U.S., Canadian Companies Trail In Internal Communications Investment
U.S. and Canadian companies are investing less in internal communications compared to their counterparts in Europe and elsewhere. The 2018 State of the Sector report, from global insurance brokerage, risk management and consulting services firm Gallagher, found that 43 percent of respondents in the U.S. and Canada in its survey of internal communicators are tasked solely with internal communication, compared to 57 percent globally.
"Companies risk being shortsighted if they view employee communication as a cost center rather than a revenue driver," says Leslie Lemenager, president, international region, of Gallagher's Employee Benefits Consulting and Brokerage. "High-quality internal communications can improve employee morale, engagement and well being, which helps boost productivity and reduce turnover. And yet, internal communicators aren't doing enough today to measure their impact and demonstrate their return on investment (ROI) to leadership."

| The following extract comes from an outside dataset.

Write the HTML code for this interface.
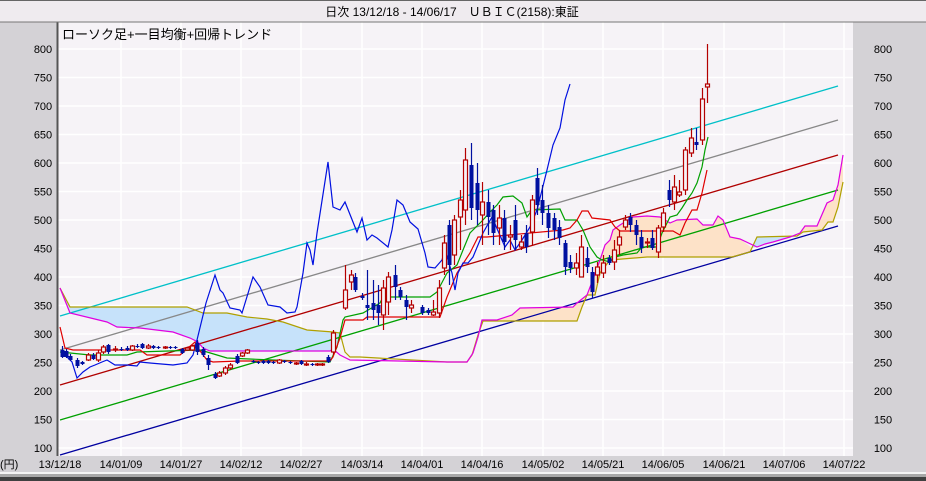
<!DOCTYPE html>
<html><head><meta charset="utf-8"><style>
html,body{margin:0;padding:0;width:926px;height:481px;overflow:hidden;background:#d4d2d6}
svg{display:block}
text{font-family:"Liberation Sans","Noto Sans CJK JP",sans-serif}
</style></head><body>
<svg id="s" width="926" height="481" viewBox="0 0 926 481" xmlns="http://www.w3.org/2000/svg">
<rect x="0" y="0" width="926" height="481" fill="#d4d2d6"/>
<rect x="58" y="22" width="795" height="434" fill="#f6f3f7"/>
<g stroke="#ffffff" stroke-width="1.5" fill="none">
<path d="M58 49H853M58 77.5H853M58 106H853M58 134.5H853M58 163H853M58 191.5H853M58 220H853M58 248.5H853M58 277H853M58 305.5H853M58 334H853M58 362.5H853M58 391H853M58 419.5H853M58 448H853"/>
<path d="M121 22V456M181 22V456M241 22V456M301 22V456M362 22V456M422 22V456M482 22V456M543 22V456M603 22V456M663 22V456M724 22V456M784 22V456M844 22V456"/>
</g>
<line x1="57.5" y1="22" x2="57.5" y2="456" stroke="#555" stroke-width="2"/>
<polygon fill="#c6e2fa" points="60,288 70,307 187,307 203,313 227,313 247,317 267,319 283,322 307,330 333,332 340,333 343,340 340,340 333,349 330,351 210,351 203,348 198,342 190,338 173,332 140,328 117,327 107,322 70,313"/>
<polygon fill="#fde2c8" points="467,362 473,353 478,337 482,320 497,320 512,315 520,308 573,307 577,303 587,295 592,282 600,260 605,245 610,240 613,230 620,225 633,217 647,216 660,217 670,223 677,220 697,219 703,225 713,225 718,216 723,220 730,237 740,239 752,248 750,252 732,257 650,257 647,257 610,260 600,273 595,295 587,295 582,307 577,321 483,321 478,335 472,355"/>
<polygon fill="#c6e2fa" points="752,248 757,237 797,236 790,237 773,242 765,244 757,247"/>
<polygon fill="#fde2c8" points="797,236 800,233 805,226 817,226 827,203 833,200 838,185 843,155 843,182 838,207 833,222 828,222 822,230 803,232"/>
<g stroke-width="1.3" fill="none">
<line x1="60" y1="316" x2="838" y2="86" stroke="#00c0c8"/>
<line x1="60" y1="350" x2="838" y2="120" stroke="#888888"/>
<line x1="60" y1="385" x2="838" y2="155" stroke="#b00000"/>
<line x1="60" y1="420" x2="838" y2="190" stroke="#00a000"/>
<line x1="60" y1="455" x2="838" y2="226" stroke="#0000a0"/>
</g>
<g fill="none" stroke-width="1.2">
<polyline stroke="#b0a000" points="60,288 70,307 187,307 203,313 227,313 247,317 267,319 283,322 307,330 333,332 340,333 345,352 350,357 360,357 447,362 467,362 472,355 478,335 483,321 577,321 582,307 587,295 595,295 600,273 610,260 647,257 732,257 750,252 757,237 797,236 803,232 822,230 828,222 833,222 838,207 843,182"/>
<polyline stroke="#e000e0" points="60,288 70,313 107,322 117,327 140,328 173,332 190,338 198,342 203,348 210,351 330,351 333,349 340,355 350,360 447,362 467,362 473,353 478,337 482,320 497,320 512,315 520,308 573,307 577,303 587,295 592,282 600,260 605,245 610,240 613,230 620,225 633,217 647,216 660,217 670,223 677,220 697,219 703,225 713,225 718,216 723,220 730,237 740,239 757,247 765,244 773,242 790,237 800,233 805,226 817,226 827,203 833,200 838,185 843,155"/>
<polyline stroke="#00a000" points="60,352 70,353 90,355 127,355 137,352 200,350 207,352 227,358 273,360 330,362 337,347 343,320 345,317 363,313 380,303 383,297 430,297 437,292 447,273 457,265 463,250 470,233 483,220 490,212 497,205 503,197 513,196 522,203 527,217 532,210 560,209 565,220 577,220 583,230 590,247 597,257 602,260 610,262 615,257 623,255 637,253 642,247 657,247 662,233 670,217 677,215 682,208 687,200 692,193 697,183 702,167 705,150 708,137"/>
<polyline stroke="#e00000" points="60,327 65,348 73,350 140,350 147,355 180,355 195,342 197,347 207,360 213,362 240,361 330,361 333,357 340,338 345,320 363,320 367,317 440,317 447,297 457,273 470,253 478,237 487,237 563,230 570,228 577,220 582,211 588,211 592,218 610,220 615,227 620,231 673,231 680,235 685,223 692,210 697,210 702,193 707,170"/>
<polyline stroke="#0010e0" points="62,352 72,362 77,378 83,372 90,367 95,365 102,362 107,360 115,365 127,365 137,366 140,362 150,363 173,365 187,363 193,355 197,340 206,303 215,275 220,290 223,293 230,308 240,310 242,313 253,277 260,287 268,305 280,307 287,313 295,312 297,307 303,273 307,243 310,250 313,265 317,233 328,162 333,207 340,210 345,202 357,232 362,218 367,240 372,235 377,238 388,247 392,230 397,200 403,205 410,222 418,229 425,253 428,267 435,268 442,260 445,250 452,273 455,290 458,273 463,263 468,263 473,257 483,233 492,217 505,247 510,240 515,250 522,240 530,227 537,210 547,170 553,145 560,128 565,100 570,84"/>
</g>
<g id="c"></g>
<rect x="0" y="0" width="926" height="22" fill="#efebef"/>
<line x1="0" y1="0.5" x2="926" y2="0.5" stroke="#666"/>
<line x1="0" y1="22" x2="926" y2="22" stroke="#777" stroke-width="1"/>
<text x="452" y="16" font-size="12" text-anchor="middle" fill="#000">日次 13/12/18 - 14/06/17　ＵＢＩＣ(2158):東証</text>
<text x="62" y="39" font-size="13" fill="#000">ローソク足+一目均衡+回帰トレンド</text>
<g font-size="11" fill="#000" text-anchor="middle">
<text x="43" y="53">800</text><text x="43" y="81.5">750</text><text x="43" y="110">700</text><text x="43" y="138.5">650</text><text x="43" y="167">600</text><text x="43" y="195.5">550</text><text x="43" y="224">500</text><text x="43" y="252.5">450</text><text x="43" y="281">400</text><text x="43" y="309.5">350</text><text x="43" y="338">300</text><text x="43" y="366.5">250</text><text x="43" y="395">200</text><text x="43" y="423.5">150</text><text x="43" y="452">100</text>
<text x="883" y="53">800</text><text x="883" y="81.5">750</text><text x="883" y="110">700</text><text x="883" y="138.5">650</text><text x="883" y="167">600</text><text x="883" y="195.5">550</text><text x="883" y="224">500</text><text x="883" y="252.5">450</text><text x="883" y="281">400</text><text x="883" y="309.5">350</text><text x="883" y="338">300</text><text x="883" y="366.5">250</text><text x="883" y="395">200</text><text x="883" y="423.5">150</text><text x="883" y="452">100</text>
<text x="60" y="468">13/12/18</text><text x="121" y="468">14/01/09</text><text x="181" y="468">14/01/27</text><text x="241" y="468">14/02/12</text><text x="301" y="468">14/02/27</text><text x="362" y="468">14/03/14</text><text x="422" y="468">14/04/01</text><text x="482" y="468">14/04/16</text><text x="543" y="468">14/05/02</text><text x="603" y="468">14/05/21</text><text x="663" y="468">14/06/05</text><text x="724" y="468">14/06/21</text><text x="784" y="468">14/07/06</text><text x="844" y="468">14/07/22</text>
</g>
<text x="0" y="468" font-size="11" fill="#000">(円)</text>
<rect x="0" y="472" width="926" height="2" fill="#f4f4f4"/>
<rect x="0" y="474" width="926" height="3" fill="#a8a8a8"/>
<rect x="0" y="477" width="926" height="4" fill="#404040"/>
</svg>
<script>
var d=[[62,350,357,346,358,'b'],[66,351,357,349,358,'b'],[70,356,360,354,361,'b'],[77,360,366,358,368,'b'],[82,362,364,361,365,'b'],[88,355,360,353,361,'r'],[93,355,359,353,360,'b'],[98,353,360,350,362,'r'],[103,347,352,345,354,'r'],[108,345,352,344,354,'b'],[115,349,350,346,352,'r'],[121,349,350,347,351,'b'],[127,348,350,346,351,'b'],[132,346,350,345,351,'r'],[137,346,347,344,348,'b'],[142,344,348,343,349,'b'],[148,346,348,344,349,'r'],[153,346,348,345,349,'b'],[158,347,348,346,349,'b'],[165,347,348,346,349,'r'],[170,347,348,346,349,'b'],[175,347,348,346,349,'b'],[182,349,353,348,354,'b'],[187,348,350,347,351,'r'],[192,346,350,345,351,'r'],[197,343,352,340,355,'b'],[203,349,355,347,357,'b'],[208,358,365,355,370,'b'],[215,374,378,372,379,'b'],[219,373,376,371,377,'r'],[225,368,373,366,375,'r'],[230,365,368,363,370,'r'],[237,356,363,354,364,'b'],[242,353,356,352,357,'r'],[247,350,353,349,354,'r'],[253,361,362,360,363,'b'],[258,362,363,361,364,'b'],[263,361,363,360,364,'b'],[268,361,363,360,364,'b'],[273,362,363,361,364,'b'],[279,360,363,359,364,'r'],[284,361,362,360,363,'b'],[290,362,363,361,364,'b'],[296,363,364,362,365,'r'],[301,361,364,360,365,'b'],[306,364,365,362,366,'r'],[312,364,365,363,366,'b'],[317,364,365,363,366,'r'],[322,364,365,363,366,'r'],[328,357,362,355,363,'b'],[333,333,352,330,355,'r'],
[345,290,308,265,310,'r'],[351,275,282,270,290,'r'],[355,277,290,273,292,'b'],[362,296,298,293,300,'b'],[367,305,308,270,320,'b'],[373,303,310,280,320,'b'],[378,305,313,285,325,'b'],[383,288,315,280,330,'r'],[388,277,302,272,315,'r'],[395,275,287,265,300,'b'],[400,290,297,287,300,'b'],[406,300,307,295,320,'b'],[411,305,308,300,313,'r'],[422,307,313,305,315,'b'],[428,310,313,308,315,'b'],[433,312,315,300,316,'r'],[439,288,313,280,318,'r'],[444,243,268,235,275,'r'],[449,225,265,220,285,'b'],[454,220,255,215,265,'r'],[460,200,217,190,250,'r'],[465,160,210,148,225,'r'],[471,165,208,143,220,'b'],[477,183,210,163,225,'b'],[482,202,215,182,245,'r'],[488,202,217,190,235,'b'],[493,210,233,205,245,'b'],[499,218,228,205,245,'r'],[504,218,242,210,250,'b'],[510,235,237,225,250,'r'],[515,220,240,205,250,'b'],[521,242,247,235,250,'r'],[526,233,247,225,253,'b'],[532,200,232,195,245,'r'],[537,178,205,168,215,'b'],[542,200,213,185,225,'b'],[548,213,228,205,238,'b'],[554,218,230,213,240,'b'],[559,227,238,220,245,'b'],[565,243,267,240,275,'b'],[570,262,268,255,273,'b'],[576,263,268,253,275,'r'],[581,247,277,235,277,'r'],[587,258,267,247,273,'b'],[592,272,292,267,298,'b'],[597,267,275,262,283,'r'],[603,263,273,255,278,'r'],[609,258,263,255,265,'b'],[614,250,262,240,270,'r'],[619,237,245,230,255,'r'],[625,220,227,215,230,'r'],[630,217,225,213,232,'b'],[636,225,235,220,245,'b'],[641,237,248,230,253,'b'],[647,242,243,238,248,'r'],[652,238,248,230,250,'b'],[658,228,252,225,258,'r'],[663,213,227,208,232,'r'],[669,190,200,180,207,'b'],[674,187,202,175,210,'r'],[679,192,195,180,197,'r'],[685,150,190,147,195,'r'],[691,138,153,128,157,'r'],[696,142,145,128,150,'b'],[702,99,140,88,145,'r'],[707,84,87,44,103,'r']];
var g=document.getElementById('c'),h='';
d.forEach(function(a){var x=a[0],col=a[5]=='r'?'#b40000':'#0010a0';
h+='<line x1="'+(x+.5)+'" y1="'+a[3]+'" x2="'+(x+.5)+'" y2="'+a[4]+'" stroke="'+col+'" stroke-width="1.2"/>';
var hh=Math.max(1,a[2]-a[1]);
if(a[5]=='r')h+='<rect x="'+(x-1.5)+'" y="'+a[1]+'" width="4" height="'+hh+'" fill="#f6f3f7" stroke="'+col+'" stroke-width="1.2"/>';
else h+='<rect x="'+(x-1.5)+'" y="'+a[1]+'" width="4" height="'+hh+'" fill="'+col+'"/>';});
g.innerHTML=h;
</script>
</body></html>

Most of the survey’s respondents combine their internal communication responsibilities with other duties that usually involve external communication, public relations and marketing. For 86 percent, internal communication is part of a broader department such as corporate affairs, marketing or human resources. Theoretically, this integration should ensure closer alignment between internal and external communication efforts, but more than half of respondents (51 percent) disagreed this is the case.
Just one in 20 respondents indicated they are part of a dedicated internal communication and employee engagement team, about half of the global average. This is less than the eight percent who indicated that responsibility for internal communication is scattered across a number of functions.
Similar to the study’s global findings, U.S and Canadian internal communicators aren't prioritizing impact measurement. About one in eight respondents don't measure their communications in any way (12 percent), while another 27 percent do little more than report on their activity and its immediate impact. Among organizations that do measure impact, Gallagher’s report notes that many use techniques that are relatively simplistic output-based models such as online analytics and email statistics. Just nine percent have completed an internal communication audit with the help of an outside partner in the past three years. However, 40 percent believe improving measurement and evaluation of internal communication activities is very important in the year ahead.
"Not having a robust measurement process makes it very difficult to demonstrate the value created by an internal communication program," says Lemenager. "It's not enough to just measure activity. You really have to know how the activities—individually and collectively—are engaging employees at different organizational levels and supporting a stronger sense of total workforce well being."
Gallagher has found that face-to-face channels are one of the better ways for employees to share direct feedback about what is and is not working for them. Yet usage of face-to-face channels is very low—while 89 percent of U.S. and Canadian internal communicators see face-to-face events and calls as an effective feedback channel, only 38 percent measure impact this way.
U.S. and Canadian internal communicators have more rapidly embraced mobile channels compared to other countries. Even though just 23 percent of U.S. and Canadian companies use mobile apps, nearly three times that many, 67 percent, intend to increase use over the next 12 months. Furthermore, 59 percent of North American organizations allow employees to use their personal devices to access organizational communications, compared to just 38 percent of companies in the U.K. and 29 percent in continental Europe.
"Employers have to adapt to the behaviors of their workforce, which is increasingly populated by younger workers who prefer to do everything on a mobile phone and tablet," adds Lemenager. "Developing customized apps requires an upfront investment of time and resources but has significant potential to positively impact internal communication and employee engagement."